Thank you for your feedback.
“... still need to be scaled to large-scale text-to-image setting.”
For scaling, we are currently running ImageNet-64 experiments to include in our paper; please see our discussion in response to Reviewer 2Hzz. In general, we hope our work is a meaningful first step and that future works can better assess its scaling.
“Many GPUs are used, even for CIFAR-10; this is also in line with diffusion models, but it seems a lot, are all these GPUs needed for CIFAR-10?”
Using 8 GPUs to train CIFAR-10 is not required; our models can be trained with fewer GPUs at the cost of slower training speed. But, it is becoming a common practice, e.g., for diffusion models; Karras et al. used 8 GPUs to train their CIFAR-10 models in EDM.
“Any intuition to why worse performance with GELU and swish activations since these are very successful with transformers? Is this true for both G and D?”
In experiments, we tried to apply GELU/Swish/SMU to G and D and found that doing so deteriorates FID considerably. We did not try on G xor D. We posit two independent factors:
- ConvNeXt in general does not benefit much from GELU (and possibly similar activations). Table 10 and Table 11 in https://arxiv.org/abs/2201.03545: replacing ReLU with GELU gives little performance gain to ConvNeXt-T and virtually no performance gain to ConvNeXt-B.
- In the context of GANs, GELU and Swish have the same problem as ReLU: that they have little gradient in the negative interval. Since G is updated from the gradient of D, having these activation functions in D could sparsify the gradient of D and as a result G will not receive as much useful information from D compared to using leaky ReLU.
This does not explain the strange case of SMU (https://arxiv.org/abs/2111.04682): SMU is a smooth approximation of leaky ReLU and does not have the sparse gradient problem. It is unclear why it also underperformed and future work awaits. We are happy to add this discussion to supplemental.
“Have you considered a transformer architecture?”
We have not conducted any experiments, but are also interested to see how they perform. In particular, whether adding attention blocks to a ConvNet (similar to BigGAN and diffusion UNet) or using a pure transformer architecture (similar to DiT) will result in stronger performance. Given the impressive results of EDM2 (which uses UNet), it seems the argument has not yet settled for generative modeling.
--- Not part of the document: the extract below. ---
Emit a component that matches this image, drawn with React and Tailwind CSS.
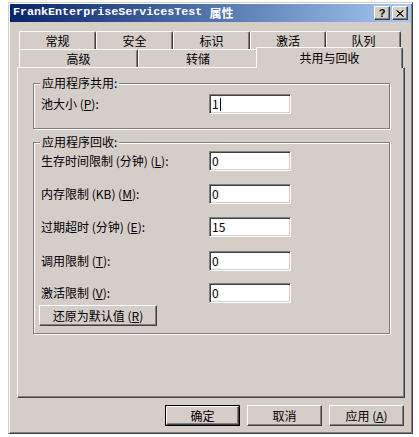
import React from "react";

const font = { fontFamily: '"Noto Sans CJK SC", "Liberation Sans", sans-serif' };

const backTabs = [
    { label: "常规", w: "w-[77px]" },
    { label: "安全", w: "w-[77px]" },
    { label: "标识", w: "w-[77px]" },
    { label: "激活", w: "w-[76px]" },
    { label: "队列", w: "w-[75px]" },
];

const recycleRows = [
    { label: "生存时间限制 (分钟) (", key: "L", value: "0", mt: "mt-[8px]" },
    { label: "内存限制 (KB) (", key: "M", value: "0", mt: "mt-[13px]" },
    { label: "过期超时 (分钟) (", key: "E", value: "15", mt: "mt-[13px]" },
    { label: "调用限制 (", key: "T", value: "0", mt: "mt-[14px]" },
    { label: "激活限制 (", key: "V", value: "0", mt: "mt-[12px]" },
];

function Tab({ label, w }) {
    return (
        <div
            className={`${w} h-[18px] flex items-center justify-center rounded-t-[2px] border-t border-l border-t-white border-l-white border-r border-r-[#404040] shadow-[inset_-1px_0_0_#808080] text-[12px] text-black`}
        >
            {label}
        </div>
    );
}

function TextBox({ value, caret }) {
    return (
        <div className="w-[82px] h-[20px] bg-white border border-t-[#808080] border-l-[#808080] border-r-white border-b-white shadow-[inset_1px_1px_0_#404040,inset_-1px_-1px_0_#d4d0c8] flex items-center pl-[2px] text-[12px] text-black leading-none">
            {value}
            {caret && <span className="ml-[1px] inline-block w-[1px] h-[13px] bg-black" />}
        </div>
    );
}

function Button({ children, w = "w-[75px]", isDefault }) {
    return (
        <div className={`${w} h-[21px] ${isDefault ? "border border-black" : ""}`}>
            <div className="w-full h-full flex items-center justify-center border border-t-white border-l-white border-r-[#404040] border-b-[#404040] shadow-[inset_-1px_-1px_0_#808080] text-[12px] text-black">
                {children}
            </div>
        </div>
    );
}

function Group({ title, className, children }) {
    return (
        <div className={`relative border border-[#808080] shadow-[inset_1px_1px_0_#fff,1px_1px_0_#fff] ${className}`}>
            <span className="absolute left-[6px] top-[-9px] px-[2px] bg-[#d4cdc8] text-[12px] leading-[16px] text-black">
                {title}
            </span>
            {children}
        </div>
    );
}

export default function App() {
    return (
        <div className="w-[419px] h-[437px] bg-white overflow-hidden" style={font}>
            {/* Window */}
            <div className="ml-[8px] mt-[2px] w-[405px] h-[432px] bg-[#d4cdc8] border border-t-[#d4d0c8] border-l-[#d4d0c8] border-r-[#404040] border-b-[#404040] shadow-[inset_1px_1px_0_#fff,inset_-1px_-1px_0_#808080] p-[1px] flex flex-col">

                {/* Title bar */}
                <div className="h-[18px] flex items-center justify-between pl-[3px] pr-[3px] bg-gradient-to-r from-[#0a246a] to-[#a6caf0]">
                    <div className="flex items-center text-white font-bold whitespace-nowrap">
                        <span className="text-[11.7px]" style={{ fontFamily: '"Liberation Mono", monospace' }}>
                            FrankEnterpriseServicesTest
                        </span>
                        <span className="ml-[7px] text-[12px]">属性</span>
                    </div>
                    <div className="flex gap-[2px]">
                        <div className="w-[16px] h-[14px] bg-[#d4d0c8] border border-t-white border-l-white border-r-[#404040] border-b-[#404040] shadow-[inset_-1px_-1px_0_#808080] flex items-center justify-center text-[11px] font-bold text-black leading-none" style={{ fontFamily: '"Liberation Sans", sans-serif' }}>
                            ?
                        </div>
                        <div className="w-[16px] h-[14px] bg-[#d4d0c8] border border-t-white border-l-white border-r-[#404040] border-b-[#404040] shadow-[inset_-1px_-1px_0_#808080] flex items-center justify-center">
                            <svg width="8" height="7" viewBox="0 0 8 7">
                                <path d="M0.5 0.5 L7 6.5 M1.5 0.5 L7.5 6.5 M7 0.5 L0.5 6.5 M7.5 0.5 L1 6.5" stroke="#000" strokeWidth="1" />
                            </svg>
                        </div>
                    </div>
                </div>

                {/* Body */}
                <div className="flex-1 flex flex-col pl-[7px] pr-[6px] pt-[9px]">

                    {/* Tabs */}
                    <div className="flex ml-[2px] h-[18px]">
                        {backTabs.map((tab) => (
                            <Tab key={tab.label} label={tab.label} w={tab.w} />
                        ))}
                    </div>
                    <div className="flex items-end ml-[2px] h-[18px]">
                        <Tab label="高级" w="w-[119px]" />
                        <Tab label="转储" w="w-[120px]" />
                        <div className="relative z-10 -ml-[2px] w-[147px] h-[21px] -mb-[1px] bg-[#d4cdc8] rounded-t-[2px] border-t border-l border-t-white border-l-white border-r border-r-[#404040] shadow-[inset_-1px_0_0_#808080] flex justify-center pt-[1px] text-[12px] text-black">
                            共用与回收
                        </div>
                    </div>

                    {/* Panel */}
                    <div className="h-[331px] border border-t-white border-l-white border-r-[#404040] border-b-[#404040] shadow-[inset_-1px_-1px_0_#808080] pl-[15px] pt-[15px]">

                        <Group title="应用程序共用:" className="w-[357px] h-[46px]">
                            <div className="flex items-center mt-[10px]">
                                <div className="w-[175px] pl-[7px] text-[12px] text-black">
                                    池大小 (<span className="underline">P</span>):
                                </div>
                                <TextBox value="1" caret />
                            </div>
                        </Group>

                        <Group title="应用程序回收:" className="w-[357px] h-[192px] mt-[13px]">
                            <div className="flex flex-col">
                                {recycleRows.map((row) => (
                                    <div key={row.key} className={`flex items-center ${row.mt}`}>
                                        <div className="w-[175px] pl-[7px] text-[12px] text-black whitespace-nowrap">
                                            {row.label}
                                            <span className="underline">{row.key}</span>):
                                        </div>
                                        <TextBox value={row.value} />
                                    </div>
                                ))}
                                <div className="mt-[2px] ml-[5px]">
                                    <Button w="w-[118px]">
                                        还原为默认值 (<span className="underline">R</span>)
                                    </Button>
                                </div>
                            </div>
                        </Group>
                    </div>

                    {/* Dialog buttons */}
                    <div className="flex justify-end gap-[7px] mt-[7px] mr-[1px]">
                        <Button isDefault>确定</Button>
                        <Button>取消</Button>
                        <Button>
                            应用 (<span className="underline">A</span>)
                        </Button>
                    </div>
                </div>
            </div>
        </div>
    );
}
“You mention that normalization can harm GANs, but groupnorm is used in diffusion models and layernorm is used in language models, could this be useful for your approach? Has it been tried before? I saw the references you mentioned to say that normalization is bad for GANs.”
We tried adding groupnorm to G and D and it did not improve FID or training stability. We would like to clarify that we do not intend to claim that all forms of normalizations are harmful. Our claim only extends to normalization layers that explicitly standardizes the mean and stddev of the activation maps. This has been verified by prior studies:
- Instance norm harms GANs: https://arxiv.org/abs/1912.04958
- Group norm harms diffusion models: https://arxiv.org/abs/2312.02696
- Group norm harms VAEs: https://arxiv.org/abs/2405.14477, pg. 5
The harm of normalization layers extends to the adjacent field of image restoration (https://arxiv.org/abs/1707.02921, sec 3.1; https://arxiv.org/abs/1809.00219, supplemental sec 1). To the best of our knowledge, EDM2 is currently the strongest diffusion UNet and it does not use normalization layers. However, it does apply normalization to the trainable weights and this improves performance considerably. We expect that applying the normalization techniques in EDM2 would improve our model's performance.
“You mention that PresGAN and DDGANs obtain good performances, do you think that some of their ideas could be useful?”
Yes, it is possible. We excluded these ideas as they are not an indispensable part of a minimal GAN framework. DDGAN in particular combines GANs and diffusion models - a promising research direction. Prior work has explored this in various flavors: DDGAN formulates GAN as a fast diffusion solver; Diffusion GAN (https://arxiv.org/abs/2206.02262) applies diffusion to GANs as a non-leaky augmentation; Diffusion2GAN (https://arxiv.org/abs/2405.05967) distills a diffusion model into a GAN; PaGoDA (https://arxiv.org/abs/2405.14822) inverts a pretrained diffusion model to obtain the posterior p(z | x) and facilitates the combination of GANs and MLE.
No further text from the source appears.